Background: Distributed statistical analyses provide a promising approach for privacy protection when analyzing data distributed over several databases. This approach brings the analysis to the data, rather than the data to the analysis. Instead of directly operating on data, the analyst receives anonymous summary statistics, which are combined into an aggregated result. Further, in model development, it is key to evaluate a trained model w.r.t. to its prognostic or predictive performance. For binary classification, one technique is analyzing the receiver operating characteristics (ROC). Hence, we are interested to calculate the area under the curve (AUC) and ROC curve for a binary classification task using a distributed and privacy-preserving approach.
Methods: We employ DataSHIELD as the technology to carry out distributed analyses, and we use a newly developed algorithm to validate the prediction score by conducting distributed and privacy-preserving ROC analysis. Calibration curves are constructed from mean values over sites. The determination of ROC and its AUC is based on a generalized linear model (GLM) approximation of the ROC curve, the ROC-GLM, as well as on ideas of differential privacy (DP). DP adds noise (quantified by the ℓ2 sensitivity Δ2( ˆf)) to the data. The appropriate choice of the ℓ2 sensitivity was studied by simulations.

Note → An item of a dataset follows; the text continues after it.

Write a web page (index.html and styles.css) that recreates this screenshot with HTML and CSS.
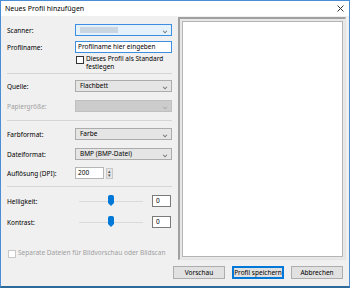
FILE: index.html
```html
<!DOCTYPE html>
<html lang="de">
<head>
  <meta charset="UTF-8">
  <title>Neues Profil hinzufügen</title>
  <link rel="stylesheet" href="styles.css">
</head>
<body>

<div class="window">
  <div class="titlebar">
    <span class="title">Neues Profil hinzufügen</span>
    <svg class="close" width="7" height="7" viewBox="0 0 7 7"><path d="M0.5 0.5 L6.5 6.5 M6.5 0.5 L0.5 6.5" stroke="#333" stroke-width="1"/></svg>
  </div>

  <div class="content">
    <div class="form">
      <div class="row r-scanner">
        <label>Scanner:</label>
        <div class="combo focus"><span class="blur"></span><span class="arrow"></span></div>
      </div>
      <div class="row r-name">
        <label>Profilname:</label>
        <div class="textbox">Profilname hier eingeben</div>
      </div>
      <div class="default-check">
        <span class="box"></span>
        <span>Dieses Profil als Standard<br>festlegen</span>
      </div>

      <div class="sep"></div>

      <div class="row r-first">
        <label>Quelle:</label>
        <div class="combo">Flachbett<span class="arrow"></span></div>
      </div>
      <div class="row">
        <label class="disabled">Papiergröße:</label>
        <div class="combo off"><span class="arrow"></span></div>
      </div>

      <div class="sep sep2"></div>

      <div class="row r-first r-farb">
        <label>Farbformat:</label>
        <div class="combo">Farbe<span class="arrow"></span></div>
      </div>
      <div class="row">
        <label>Dateiformat:</label>
        <div class="combo">BMP (BMP-Datei)<span class="arrow"></span></div>
      </div>
      <div class="row r-dpi">
        <label>Auflösung (DPI):</label>
        <div class="spin">
          <div class="textbox small">200</div>
          <div class="spin-btns"><span>▴</span><span>▾</span></div>
        </div>
      </div>

      <div class="sep sep3"></div>

      <div class="slider-row r-first-slider">
        <label>Helligkeit:</label>
        <div class="slider"><span class="track"></span><svg class="thumb" width="6" height="11" viewBox="0 0 6 11"><path d="M0 2 Q0 0 2 0 L4 0 Q6 0 6 2 L6 8 L3 11 L0 8 Z" fill="#0078d7"/></svg></div>
        <div class="num">0</div>
      </div>
      <div class="slider-row">
        <label>Kontrast:</label>
        <div class="slider"><span class="track"></span><svg class="thumb" width="6" height="11" viewBox="0 0 6 11"><path d="M0 2 Q0 0 2 0 L4 0 Q6 0 6 2 L6 8 L3 11 L0 8 Z" fill="#0078d7"/></svg></div>
        <div class="num">0</div>
      </div>

      <div class="separate-check">
        <span class="box"></span>
        <span>Separate Dateien für Bildvorschau oder Bildscan</span>
      </div>
    </div>

    <div class="preview">
      <div class="preview-inner"></div>
    </div>
  </div>

  <div class="buttons">
    <button>Vorschau</button>
    <button class="default">Profil speichern</button>
    <button>Abbrechen</button>
  </div>
</div>

</body>
</html>
```

FILE: styles.css
```css
html, body {
  margin: 0;
  padding: 0;
}

body {
  width: 350px;
  height: 288px;
  font-family: "Noto Sans", "Open Sans", sans-serif;
  font-size: 6.5px;
  color: #000;
  background: #f0f0f0;
}

.window {
  width: 350px;
  height: 288px;
  box-sizing: border-box;
  border: 1px solid #4a8fd6;
  border-bottom: 2px solid #2e6a99;
  background: #f0f0f0;
  display: flex;
  flex-direction: column;
}

.titlebar {
  height: 15px;
  background: #fff;
  display: flex;
  align-items: center;
  justify-content: space-between;
  padding: 0 5px 0 4px;
  font-size: 7px;
}

.content {
  display: flex;
  height: 245px;
}

.form {
  width: 170px;
  padding-left: 6px;
}

.row {
  display: flex;
  align-items: center;
  height: 12px;
  margin-top: 8px;
}

.row label,
.slider-row label {
  width: 68px;
  flex-shrink: 0;
}

.r-scanner {
  margin-top: 8px;
}

.r-name {
  margin-top: 5px;
}

.r-first {
  margin-top: 6px;
}

.r-farb {
  margin-top: 7px;
}

.r-dpi {
  margin-top: 7px;
}

label.disabled {
  color: #a0a0a0;
}

.combo {
  position: relative;
  box-sizing: border-box;
  width: 97px;
  height: 12px;
  background: #e5e5e5;
  border: 1px solid #acacac;
  padding-left: 4px;
  line-height: 10px;
}

.combo.focus {
  background: #e5f1fb;
  border-color: #3d8ee0;
}

.combo.off {
  background: #cccccc;
  border-color: #bfbfbf;
}

.combo .blur {
  display: block;
  width: 38px;
  height: 6px;
  margin-top: 2px;
  background: #c9d6e2;
}

.arrow {
  position: absolute;
  right: 4px;
  top: 4px;
  width: 3px;
  height: 3px;
  border-right: 1px solid #666;
  border-bottom: 1px solid #666;
  transform: rotate(45deg) scale(0.8);
}

.combo.off .arrow {
  border-color: #a8a8a8;
}

.textbox {
  box-sizing: border-box;
  width: 97px;
  height: 12px;
  background: #fff;
  border: 1px solid #3d8ee0;
  padding-left: 2px;
  line-height: 10px;
}

.textbox.small {
  width: 29px;
  border-color: #b5b5b5;
}

.spin {
  display: flex;
  align-items: center;
}

.spin-btns {
  display: flex;
  flex-direction: column;
  margin-left: 2px;
  width: 7px;
  height: 11px;
  background: #e5e5e5;
  border: 1px solid #c8c8c8;
  box-sizing: border-box;
  font-size: 5px;
  line-height: 4.5px;
  text-align: center;
  color: #555;
}

.default-check,
.separate-check {
  display: flex;
  align-items: flex-start;
  margin-left: 69px;
  margin-top: 2px;
  line-height: 8px;
}

.box {
  width: 6px;
  height: 6px;
  border: 1px solid #333;
  background: #fff;
  margin-right: 2px;
  margin-top: 1px;
  flex-shrink: 0;
}

.sep {
  height: 1px;
  width: 165px;
  background: #d5d5d5;
  margin-top: 2px;
}

.sep2 {
  margin-top: 8px;
}

.sep3 {
  margin-top: 7px;
}

.slider-row {
  display: flex;
  align-items: center;
  height: 12px;
  margin-top: 9px;
}

.r-first-slider {
  margin-top: 8px;
}

.slider {
  position: relative;
  width: 77px;
  height: 12px;
}

.track {
  position: absolute;
  left: 4px;
  right: 9px;
  top: 6px;
  height: 1px;
  background: #dadada;
}

.thumb {
  position: absolute;
  left: 33px;
  top: 0;
}

.num {
  box-sizing: border-box;
  width: 19px;
  height: 12px;
  background: #fff;
  border: 1px solid #7a7a7a;
  padding-left: 3px;
  line-height: 10px;
}

.separate-check {
  margin-left: 1px;
  margin-top: 21px;
  color: #a0a0a0;
}

.separate-check .box {
  border-color: #c8c8c8;
}

.preview {
  margin-left: 1px;
  margin-top: 1px;
  width: 168px;
  height: 243px;
  box-sizing: border-box;
  border-top: 2px solid #a0a0a0;
  border-left: 2px solid #a0a0a0;
  border-right: 1px solid #e3e3e3;
  border-bottom: 1px solid #e3e3e3;
  background: #e8e8e8;
  padding: 2px;
}

.preview-inner {
  height: 100%;
  box-sizing: border-box;
  background: #fff;
  border: 1px solid #b4b4b4;
}

.buttons {
  display: flex;
  justify-content: flex-end;
  gap: 7px;
  padding: 5px 6px 0 0;
}

button {
  width: 52px;
  height: 13px;
  padding: 0;
  font-family: "Noto Sans", "Open Sans", sans-serif;
  font-size: 6.5px;
  color: #000;
  background: #e1e1e1;
  border: 1px solid #adadad;
}

button.default {
  border: 1px solid #0078d7;
  box-shadow: inset 0 0 0 1px #0078d7;
}
```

Results: In our simulation scenario, the true and distributed AUC measures differ by ΔAUC < 0.01 depending on the choice of the differential privacy parameters. It is recommended to check the accuracy of the distributed AUC estimator in specific simulation scenarios when Δ2(ˆf) > 0.07. Here, the accuracy of the distributed AUC estimator may be impaired by too much artificial noise added from DP.
Conclusions: The applicability of our algorithms depends on the sensitivity of the underlying statistical/predictive model. The simulations carried out have shown that the approximation error is acceptable for the majority of simulated cases. For models with high sensitivity, the privacy parameters must be set accordingly higher to ensure sufficient privacy protection, which affects the approximation error. This work shows that complex measures, as the AUC, are applicable for validation in distributed setups while preserving an individual’s privacy.